Dynamic Phase Alignment in Inertial Alfven Turbulence

In weakly-collisional plasma environments with sufficiently low electron beta, Alfvenic turbulence transforms into inertial Alfvenic turbulence at scales below the electron skin-depth. We argue that, in inertial Alfvenic turbulence, both energy and generalized kinetic helicity exhibit direct cascades. We demonstrate that the two cascades are compatible due to the existence of a strong scale-dependence of the phase alignment angle between velocity and magnetic field fluctuations, with the phase alignment angle scaling as proportional to the perpendicular wavenumber to the power of -1. The kinetic and magnetic energy spectra scale as the perpendicular wavenumber to the power of -5/3 and -11/3, respectively.
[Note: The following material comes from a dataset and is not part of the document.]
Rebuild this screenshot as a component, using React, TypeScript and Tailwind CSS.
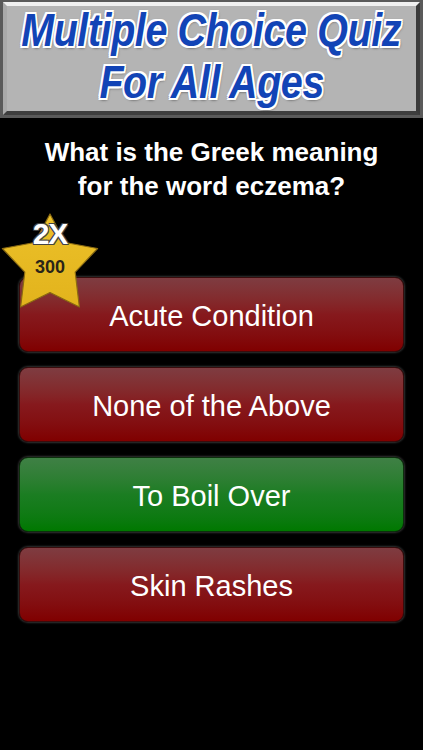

As a result of the dual direct cascade, the generalized-helicity spectrum scales as the perpendicular wavenumber to the power of -5/3, implying progressive balancing of the turbulence as the cascade proceeds to smaller scales in the sub-electron-skin-depth range. Turbulent eddies exhibit a phase-space anisotropy, with the parallel wavenumber scaling as the perpendicular wavenumber to the power of 5/3, consistent with critically-balanced inertial Alfven fluctuations. Our results may be applicable to a variety of geophysical, space, and astrophysical environments, including the Earth's magnetosheath and ionosphere, solar corona, non-relativistic pair plasmas, as well as to strongly rotating non-ionized fluids.
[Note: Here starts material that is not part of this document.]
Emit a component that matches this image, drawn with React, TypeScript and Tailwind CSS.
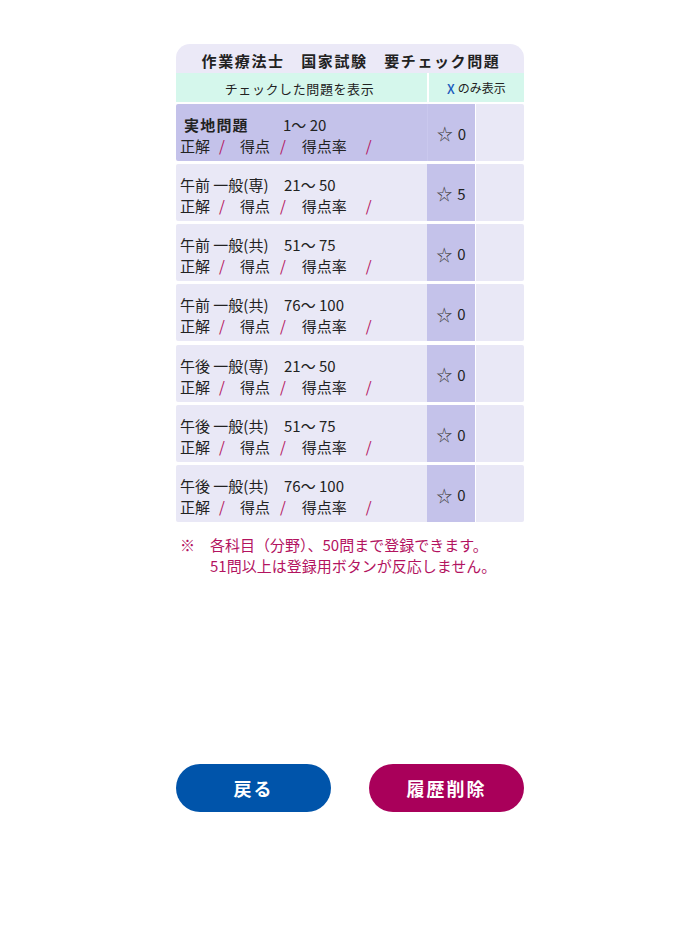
import React from "react";

const rows = [
  { a: "実地問題", b: "1〜 20", n: 0, bold: true },
  { a: "午前 一般(専)", b: "21〜 50", n: 5 },
  { a: "午前 一般(共)", b: "51〜 75", n: 0 },
  { a: "午前 一般(共)", b: "76〜 100", n: 0 },
  { a: "午後 一般(専)", b: "21〜 50", n: 0 },
  { a: "午後 一般(共)", b: "51〜 75", n: 0 },
  { a: "午後 一般(共)", b: "76〜 100", n: 0 },
];

function Slash({ ml }: { ml: string }) {
  return <span className={`${ml} text-[#b3135f]`}>/</span>;
}

export default function App() {
  return (
    <div
      className="w-[700px] h-[934px] bg-white text-[#222]"
      style={{ fontFamily: '"Noto Sans CJK JP", "Noto Sans", sans-serif' }}
    >
      <div className="w-[348px] mx-auto pt-[44px]">
        <div className="h-[29px] bg-[#ebe9f7] rounded-t-[14px] flex items-center justify-center pt-[3px] text-[15px] font-bold tracking-[1.6px] leading-none pl-[2px]">
          作業療法士　国家試験　要チェック問題
        </div>
        <div className="flex gap-[2px] h-[28.5px]">
          <div className="w-[251px] bg-[#d5f7ec] flex items-center justify-center pt-[2px] pr-[4px] text-[13px] tracking-[0.6px] leading-none">
            チェックした問題を表示
          </div>
          <div className="flex-1 bg-[#d5f7ec] flex items-center justify-center pt-[2px] text-[12px] leading-none">
            <span className="text-[#1a5cbc] text-[13px] font-medium mr-[3px]">X</span>のみ表示
          </div>
        </div>
        <div className="flex flex-col gap-[3.3px] mt-[2px]">
          {rows.map((r, i) => (
            <div key={i} className="flex h-[57px]">
              <div
                className={`w-[251px] rounded-l-[2px] pt-[10px] text-[15px] leading-[21px] ${
                  r.bold ? "bg-[#c4c2ea] pl-[8px]" : "bg-[#e9e8f6] pl-[4px]"
                }`}
              >
                <div className="flex">
                  {r.bold ? (
                    <span className="w-[99px] font-bold tracking-[1.2px]">{r.a}</span>
                  ) : (
                    <span className="w-[104px]">{r.a}</span>
                  )}
                  <span>{r.b}</span>
                </div>
                <div className={`flex ${r.bold ? "-ml-[4px]" : ""}`}>
                  <span>正解</span>
                  <Slash ml="ml-[9px]" />
                  <span className="ml-[15px]">得点</span>
                  <Slash ml="ml-[10px]" />
                  <span className="ml-[16px]">得点率</span>
                  <Slash ml="ml-[19px]" />
                </div>
              </div>
              <div
                className={`w-[48px] bg-[#c4c2ea] flex items-center justify-center pt-[2px] text-[15px] leading-none ${
                  r.bold ? "border-l border-[#cac8ee]" : ""
                }`}
              >
                <span className="text-[#444] text-[16px]">☆</span>
                <span className="ml-[5px]">{r.n}</span>
              </div>
              <div className="flex-1 ml-[1px] bg-[#e9e8f6] rounded-r-[2px]" />
            </div>
          ))}
        </div>
        <div className="mt-[12px] text-[15px] leading-[21px] text-[#b3135f] pl-[4px]">
          <div className="flex">
            <span className="w-[30px]">※</span>
            <span>各科目（分野）、50問まで登録できます。</span>
          </div>
          <div className="pl-[30px]">51問以上は登録用ボタンが反応しません。</div>
        </div>
        <div className="flex justify-between mt-[188px]">
          <button className="w-[155px] h-[48px] rounded-full bg-[#0054aa] text-white text-[18px] font-bold tracking-[2px] flex items-center justify-center pt-[1px]">
            戻る
          </button>
          <button className="w-[155px] h-[48px] rounded-full bg-[#a9005a] text-white text-[18px] font-bold tracking-[2px] flex items-center justify-center pt-[1px]">
            履歴削除
          </button>
        </div>
      </div>
    </div>
  );
}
在电子β参数（electron beta）足够低的弱碰撞等离子体（weakly-collisional plasma）环境中，阿尔文湍流（Alfvenic turbulence）会在小于电子趋肤深度（electron skin-depth）的尺度下转变为惯性阿尔文湍流（inertial Alfvenic turbulence）。本文论证，在惯性阿尔文湍流中，能量与广义动理学螺旋度（generalized kinetic helicity）均呈现直接级联现象。本文证明，由于速度与磁场涨落间的相位对准角（phase alignment angle）存在显著的尺度依赖性，且该相位对准角与垂直波数（perpendicular wavenumber）的-1次方正比，因此两种级联可兼容共存。动理学能谱与磁能谱分别随垂直波数以-5/3和-11/3的幂次标度。得益于这一双重直接级联，广义螺旋度能谱（generalized-helicity spectrum）随垂直波数以-5/3次幂标度，这意味着在亚电子趋肤深度区间内，随着级联向更小尺度推进，湍流将逐渐趋于平衡状态。湍流涡旋（turbulent eddies）表现出相空间各向异性（phase-space anisotropy），其平行波数（parallel wavenumber）与垂直波数的5/3次幂成正比，这与临界平衡惯性阿尔文涨落（critically-balanced inertial Alfven fluctuations）的结论一致。本研究结果可应用于多种地球物理、空间与天体物理环境，包括地球磁鞘与电离层（Earth's magnetosheath and ionosphere）、日冕（solar corona）、非相对论性正负电子对等离子体（non-relativistic pair plasmas），以及强旋转非电离流体（strongly rotating non-ionized fluids）。